Born in Burrillville, Rhode Island, Henry F. Walling (1825-1889) was a civil engineer, surveyor, and mapmaker who began conducting surveys of Massachusetts in the early 1850s. After a spike in business, he moved his headquarters to Boston. Wallling prepared numerous town plans on contract for municipal officials, and after providing them a certain number of maps he was free to sell additional copies on his own. In 1853, he published seven maps for towns in Essex, Middlesex, Norfolk, Plymouth and Worcester counties. Walling was appointed by the Legislature in 1852 as Superintendent of the State Map of Massachusetts. Between 1850 and 1857, he and his associates prepared up to fifty Massachusetts town plans. In 1855 the Massachusetts governor called upon him to update and revise Simeon Borden’s state map of Massachusetts, originally published in 1842. By 1860 he had surveyed and published maps of all fourteen Massachusetts counties and began extending his activity to other New England states.

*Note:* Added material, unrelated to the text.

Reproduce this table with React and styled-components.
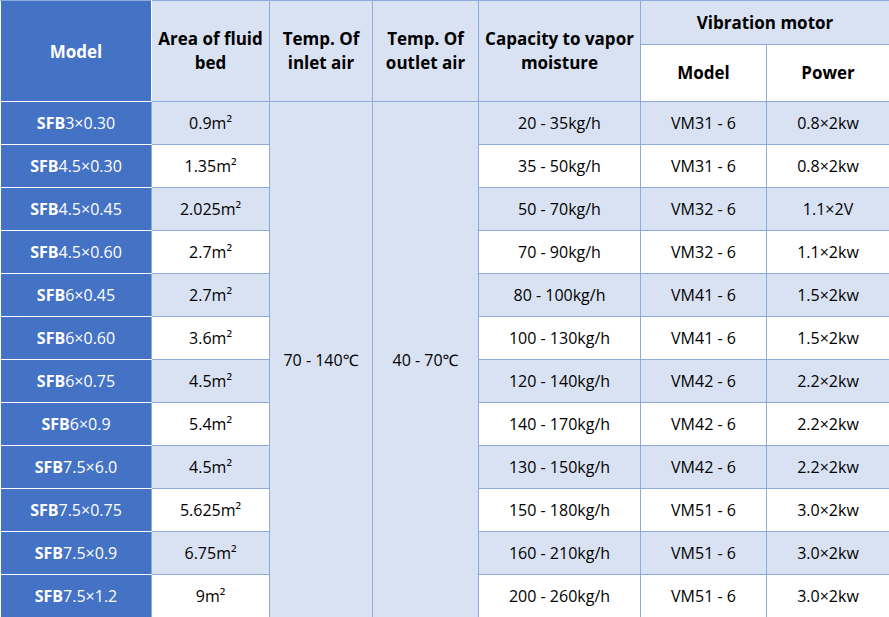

WorldCat records four copies, at the British Library, Boston Public Library, Harvard, and State Library of Massachusetts.

A scarce and handsome map of these North Shore Massachusetts towns.

REFERENCES: Ristow, Walter W. American Maps and Mapmakers (Detroit: Wayne State University Press, 1985), pp. 327-331; Garver, J.G. Surveying the Shore, Historic Maps of Coastal Massachusetts, 1600–1930 (Beverly, MA: Commonwealth Editions, 2006).

CONDITION: Good, some light damp stains at top, light creasing and occasional rubbing throughout, some losses to selvage at left and right edges, light discoloration along bottom; but overall quite bright, clean,and attractive.